[Begin]
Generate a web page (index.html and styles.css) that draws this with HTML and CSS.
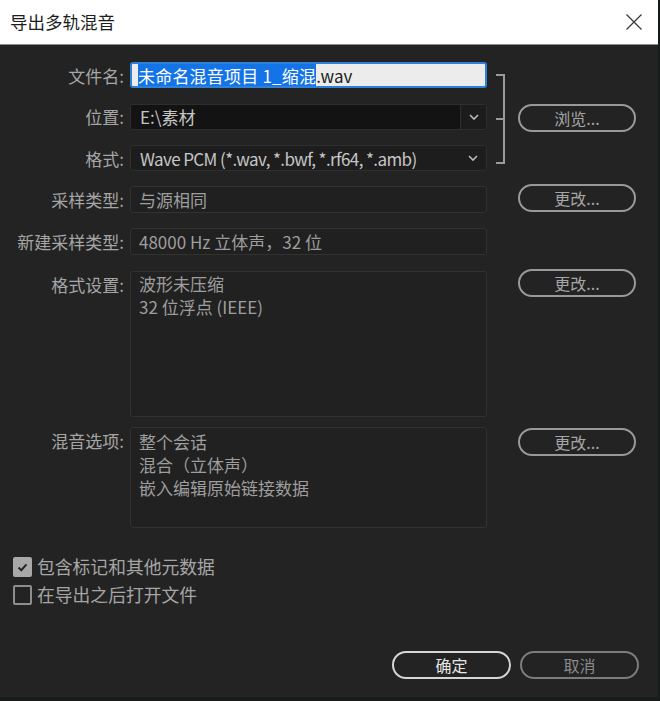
FILE: index.html
```html
<!DOCTYPE html>
<html lang="zh-CN">
<head>
<meta charset="utf-8">
<title>导出多轨混音</title>
<link rel="stylesheet" href="styles.css">
</head>
<body>
<div class="dialog">
  <header class="titlebar">
    <span class="title">导出多轨混音</span>
    <svg class="close" width="18" height="18" viewBox="0 0 18 18"><path d="M1.5 1.5 L16.5 16.5 M16.5 1.5 L1.5 16.5" stroke="#3a3a3a" stroke-width="1.3" fill="none"/></svg>
  </header>
  <main class="content">
    <div class="top-group">
      <div class="lbl g-r1">文件名:</div>
      <div class="field name g-r1"><span class="sel">未命名混音项目 1_缩混</span>.wav</div>
      <div class="bracket"></div>
      <div class="lbl g-r2">位置:</div>
      <div class="field select loc g-r2"><span class="val">E:\素材</span><span class="arrow"><svg width="12" height="8" viewBox="0 0 12 8"><path d="M2 2 L6 6 L10 2" stroke="#b8b8b8" stroke-width="1.6" fill="none"/></svg></span></div>
      <button class="btn g-r2 g-btn">浏览...</button>
      <div class="lbl g-r3">格式:</div>
      <div class="field select fmt g-r3"><span class="val latin">Wave PCM (*.wav, *.bwf, *.rf64, *.amb)</span><span class="arrow"><svg width="12" height="8" viewBox="0 0 12 8"><path d="M2 2 L6 6 L10 2" stroke="#b8b8b8" stroke-width="1.6" fill="none"/></svg></span></div>
    </div>

    <div class="row row-sample">
      <div class="lbl">采样类型:</div>
      <div class="field ro">与源相同</div>
      <div></div>
      <button class="btn">更改...</button>
    </div>

    <div class="row row-new">
      <div class="lbl">新建采样类型:</div>
      <div class="field ro">48000 Hz 立体声，32 位</div>
    </div>

    <div class="row row-fmt">
      <div class="lbl top">格式设置:</div>
      <div class="box fmtbox"><div>波形未压缩</div><div>32 位浮点 (IEEE)</div></div>
      <div></div>
      <button class="btn">更改...</button>
    </div>

    <div class="row row-mix">
      <div class="lbl top">混音选项:</div>
      <div class="box mixbox"><div>整个会话</div><div>混合（立体声）</div><div>嵌入编辑原始链接数据</div></div>
      <div></div>
      <button class="btn">更改...</button>
    </div>
  </main>

  <div class="checks">
    <div class="check"><span class="cb on"><svg width="19" height="19" viewBox="0 0 19 19"><path d="M4.5 9.5 L8 13 L14.5 5.5" stroke="#262626" stroke-width="2.6" fill="none"/></svg></span><span>包含标记和其他元数据</span></div>
    <div class="check"><span class="cb"></span><span>在导出之后打开文件</span></div>
  </div>

  <footer class="footer">
    <button class="btn primary">确定</button>
    <button class="btn cancel">取消</button>
  </footer>
</div>
</body>
</html>
```

FILE: styles.css
```css
* { box-sizing: border-box; }
html, body { margin: 0; padding: 0; }
body {
  background: #171b19;
  width: 660px;
  height: 701px;
  overflow: hidden;
  font-family: "Noto Sans CJK SC", "Noto Sans", sans-serif;
}
.dialog {
  width: 658px;
  height: 697px;
  background: #232323;
  display: flex;
  flex-direction: column;
}
.titlebar {
  height: 45px;
  background: #ffffff;
  border-bottom: 1px solid #8c8c8c;
  display: flex;
  align-items: center;
  justify-content: space-between;
  padding: 0 15px 0 10px;
}
.title {
  font-size: 17.5px;
  color: #1e1e1e;
  line-height: 1;
}
.close { display: block; }

.content {
  padding: 17px 0 0 12px;
}
.top-group, .row {
  display: grid;
  grid-template-columns: 118px 357px 31px 118px;
}
.top-group {
  grid-template-rows: 26px 26px 26px;
  row-gap: 15.5px;
}
.top-group .lbl { grid-column: 1; }
.top-group .field { grid-column: 2; }
.g-r1 { grid-row: 1; }
.g-r2 { grid-row: 2; }
.g-r3 { grid-row: 3; }
.top-group .g-btn { grid-column: 4; }

.lbl {
  font-size: 17px;
  color: #a6a6a6;
  text-align: right;
  padding-right: 6px;
  align-self: center;
  line-height: 1;
  white-space: nowrap;
}
.lbl.top { align-self: start; padding-top: 5px; }

.field {
  font-size: 17px;
  line-height: 1;
  border-radius: 3px;
  display: flex;
  align-items: center;
  white-space: nowrap;
  overflow: hidden;
}
.field.name {
  background: #ececec;
  border: 2px solid #2f80d8;
  color: #222;
  padding-left: 6px;
}
.sel {
  background: #1473e6;
  color: #ffffff;
  padding: 3px 0 2px;
  letter-spacing: 0.2px;
}
.field.select {
  border: 1px solid #2e2e2e;
  color: #c6c6c6;
  justify-content: space-between;
}
.field.loc { background: #131313; }
.field.fmt { background: #1d1d1d; }
.field.select .val { padding-left: 9px; }
.field.select .val.latin { letter-spacing: -0.6px; }
.arrow {
  width: 26px;
  height: 100%;
  flex: none;
  display: flex;
  align-items: center;
  justify-content: center;
  background: #1c1c1c;
}
.field.loc .arrow { border-left: 1px solid #2e2e2e; }
.field.fmt .arrow { background: transparent; }

.bracket {
  grid-column: 3;
  grid-row: 1 / 4;
  margin: 12px 0 7px 9px;
  width: 9px;
  border: 2px solid #9a9a9a;
  border-left: none;
  display: flex;
  align-items: center;
}
.bracket::before {
  content: "";
  display: block;
  width: 8px;
  height: 2px;
  background: #9a9a9a;
}

.btn {
  height: 28px;
  border: 2px solid #999999;
  border-radius: 14px;
  background: transparent;
  color: #a6a6a6;
  font-family: "Noto Sans CJK SC", "Noto Sans", sans-serif;
  font-size: 16px;
  line-height: 1;
  padding: 0;
  display: flex;
  align-items: center;
  justify-content: center;
}
.row .btn { grid-column: 4; align-self: start; }

.field.ro {
  height: 27px;
  background: #202020;
  border: 1px solid #323232;
  color: #9e9e9e;
  padding-left: 8px;
}
.row-sample { margin-top: 15px; }
.row-sample .btn { margin-top: -2px; }
.row-new { margin-top: 15px; }
.row-fmt { margin-top: 16px; }
.row-fmt .btn { margin-top: -2px; }
.row-mix { margin-top: 10px; }
.row-mix .btn { margin-top: 1px; }

.box {
  background: #212121;
  border: 1px solid #323232;
  border-radius: 3px;
  color: #9e9e9e;
  font-size: 17px;
  line-height: 23px;
  padding: 0 0 0 8px;
}
.fmtbox { height: 146px; }
.mixbox { height: 101px; padding-top: 2px; }

.checks {
  margin-top: 29px;
  padding-left: 13px;
  display: flex;
  flex-direction: column;
  gap: 8px;
}
.check {
  display: flex;
  align-items: center;
  gap: 5px;
  font-size: 17.8px;
  color: #a6a6a6;
  line-height: 1;
}
.cb {
  width: 19px;
  height: 20px;
  border: 2px solid #8e8e8e;
  border-radius: 2px;
  display: flex;
  align-items: center;
  justify-content: center;
}
.cb.on {
  background: #a8a8a8;
  border-color: #a8a8a8;
}
.cb svg { display: block; }

.footer {
  margin-top: 46px;
  display: flex;
  justify-content: flex-end;
  gap: 9px;
  padding-right: 19px;
}
.footer .btn { width: 119px; }
.btn.primary {
  border-color: #d6d6d6;
  color: #e6e6e6;
}
.btn.cancel {
  border-color: #7c7c7c;
  color: #8a8a8a;
}
```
[End]
- _WHAT THE EXERCISE ASKS_
Copy each line above precisely, dropping the pictures.

- _RESULT FOR THIS EXERCISE_
Generate a web page (index.html and styles.css) that draws this with HTML and CSS.
FILE: index.html
```html
<!DOCTYPE html>
<html lang="zh-CN">
<head>
<meta charset="utf-8">
<title>导出多轨混音</title>
<link rel="stylesheet" href="styles.css">
</head>
<body>
<div class="dialog">
  <header class="titlebar">
    <span class="title">导出多轨混音</span>
    <svg class="close" width="18" height="18" viewBox="0 0 18 18"><path d="M1.5 1.5 L16.5 16.5 M16.5 1.5 L1.5 16.5" stroke="#3a3a3a" stroke-width="1.3" fill="none"/></svg>
  </header>
  <main class="content">
    <div class="top-group">
      <div class="lbl g-r1">文件名:</div>
      <div class="field name g-r1"><span class="sel">未命名混音项目 1_缩混</span>.wav</div>
      <div class="bracket"></div>
      <div class="lbl g-r2">位置:</div>
      <div class="field select loc g-r2"><span class="val">E:\素材</span><span class="arrow"><svg width="12" height="8" viewBox="0 0 12 8"><path d="M2 2 L6 6 L10 2" stroke="#b8b8b8" stroke-width="1.6" fill="none"/></svg></span></div>
      <button class="btn g-r2 g-btn">浏览...</button>
      <div class="lbl g-r3">格式:</div>
      <div class="field select fmt g-r3"><span class="val latin">Wave PCM (*.wav, *.bwf, *.rf64, *.amb)</span><span class="arrow"><svg width="12" height="8" viewBox="0 0 12 8"><path d="M2 2 L6 6 L10 2" stroke="#b8b8b8" stroke-width="1.6" fill="none"/></svg></span></div>
    </div>

    <div class="row row-sample">
      <div class="lbl">采样类型:</div>
      <div class="field ro">与源相同</div>
      <div></div>
      <button class="btn">更改...</button>
    </div>

    <div class="row row-new">
      <div class="lbl">新建采样类型:</div>
      <div class="field ro">48000 Hz 立体声，32 位</div>
    </div>

    <div class="row row-fmt">
      <div class="lbl top">格式设置:</div>
      <div class="box fmtbox"><div>波形未压缩</div><div>32 位浮点 (IEEE)</div></div>
      <div></div>
      <button class="btn">更改...</button>
    </div>

    <div class="row row-mix">
      <div class="lbl top">混音选项:</div>
      <div class="box mixbox"><div>整个会话</div><div>混合（立体声）</div><div>嵌入编辑原始链接数据</div></div>
      <div></div>
      <button class="btn">更改...</button>
    </div>
  </main>

  <div class="checks">
    <div class="check"><span class="cb on"><svg width="19" height="19" viewBox="0 0 19 19"><path d="M4.5 9.5 L8 13 L14.5 5.5" stroke="#262626" stroke-width="2.6" fill="none"/></svg></span><span>包含标记和其他元数据</span></div>
    <div class="check"><span class="cb"></span><span>在导出之后打开文件</span></div>
  </div>

  <footer class="footer">
    <button class="btn primary">确定</button>
    <button class="btn cancel">取消</button>
  </footer>
</div>
</body>
</html>
```

FILE: styles.css
```css
* { box-sizing: border-box; }
html, body { margin: 0; padding: 0; }
body {
  background: #171b19;
  width: 660px;
  height: 701px;
  overflow: hidden;
  font-family: "Noto Sans CJK SC", "Noto Sans", sans-serif;
}
.dialog {
  width: 658px;
  height: 697px;
  background: #232323;
  display: flex;
  flex-direction: column;
}
.titlebar {
  height: 45px;
  background: #ffffff;
  border-bottom: 1px solid #8c8c8c;
  display: flex;
  align-items: center;
  justify-content: space-between;
  padding: 0 15px 0 10px;
}
.title {
  font-size: 17.5px;
  color: #1e1e1e;
  line-height: 1;
}
.close { display: block; }

.content {
  padding: 17px 0 0 12px;
}
.top-group, .row {
  display: grid;
  grid-template-columns: 118px 357px 31px 118px;
}
.top-group {
  grid-template-rows: 26px 26px 26px;
  row-gap: 15.5px;
}
.top-group .lbl { grid-column: 1; }
.top-group .field { grid-column: 2; }
.g-r1 { grid-row: 1; }
.g-r2 { grid-row: 2; }
.g-r3 { grid-row: 3; }
.top-group .g-btn { grid-column: 4; }

.lbl {
  font-size: 17px;
  color: #a6a6a6;
  text-align: right;
  padding-right: 6px;
  align-self: center;
  line-height: 1;
  white-space: nowrap;
}
.lbl.top { align-self: start; padding-top: 5px; }

.field {
  font-size: 17px;
  line-height: 1;
  border-radius: 3px;
  display: flex;
  align-items: center;
  white-space: nowrap;
  overflow: hidden;
}
.field.name {
  background: #ececec;
  border: 2px solid #2f80d8;
  color: #222;
  padding-left: 6px;
}
.sel {
  background: #1473e6;
  color: #ffffff;
  padding: 3px 0 2px;
  letter-spacing: 0.2px;
}
.field.select {
  border: 1px solid #2e2e2e;
  color: #c6c6c6;
  justify-content: space-between;
}
.field.loc { background: #131313; }
.field.fmt { background: #1d1d1d; }
.field.select .val { padding-left: 9px; }
.field.select .val.latin { letter-spacing: -0.6px; }
.arrow {
  width: 26px;
  height: 100%;
  flex: none;
  display: flex;
  align-items: center;
  justify-content: center;
  background: #1c1c1c;
}
.field.loc .arrow { border-left: 1px solid #2e2e2e; }
.field.fmt .arrow { background: transparent; }

.bracket {
  grid-column: 3;
  grid-row: 1 / 4;
  margin: 12px 0 7px 9px;
  width: 9px;
  border: 2px solid #9a9a9a;
  border-left: none;
  display: flex;
  align-items: center;
}
.bracket::before {
  content: "";
  display: block;
  width: 8px;
  height: 2px;
  background: #9a9a9a;
}

.btn {
  height: 28px;
  border: 2px solid #999999;
  border-radius: 14px;
  background: transparent;
  color: #a6a6a6;
  font-family: "Noto Sans CJK SC", "Noto Sans", sans-serif;
  font-size: 16px;
  line-height: 1;
  padding: 0;
  display: flex;
  align-items: center;
  justify-content: center;
}
.row .btn { grid-column: 4; align-self: start; }

.field.ro {
  height: 27px;
  background: #202020;
  border: 1px solid #323232;
  color: #9e9e9e;
  padding-left: 8px;
}
.row-sample { margin-top: 15px; }
.row-sample .btn { margin-top: -2px; }
.row-new { margin-top: 15px; }
.row-fmt { margin-top: 16px; }
.row-fmt .btn { margin-top: -2px; }
.row-mix { margin-top: 10px; }
.row-mix .btn { margin-top: 1px; }

.box {
  background: #212121;
  border: 1px solid #323232;
  border-radius: 3px;
  color: #9e9e9e;
  font-size: 17px;
  line-height: 23px;
  padding: 0 0 0 8px;
}
.fmtbox { height: 146px; }
.mixbox { height: 101px; padding-top: 2px; }

.checks {
  margin-top: 29px;
  padding-left: 13px;
  display: flex;
  flex-direction: column;
  gap: 8px;
}
.check {
  display: flex;
  align-items: center;
  gap: 5px;
  font-size: 17.8px;
  color: #a6a6a6;
  line-height: 1;
}
.cb {
  width: 19px;
  height: 20px;
  border: 2px solid #8e8e8e;
  border-radius: 2px;
  display: flex;
  align-items: center;
  justify-content: center;
}
.cb.on {
  background: #a8a8a8;
  border-color: #a8a8a8;
}
.cb svg { display: block; }

.footer {
  margin-top: 46px;
  display: flex;
  justify-content: flex-end;
  gap: 9px;
  padding-right: 19px;
}
.footer .btn { width: 119px; }
.btn.primary {
  border-color: #d6d6d6;
  color: #e6e6e6;
}
.btn.cancel {
  border-color: #7c7c7c;
  color: #8a8a8a;
}
```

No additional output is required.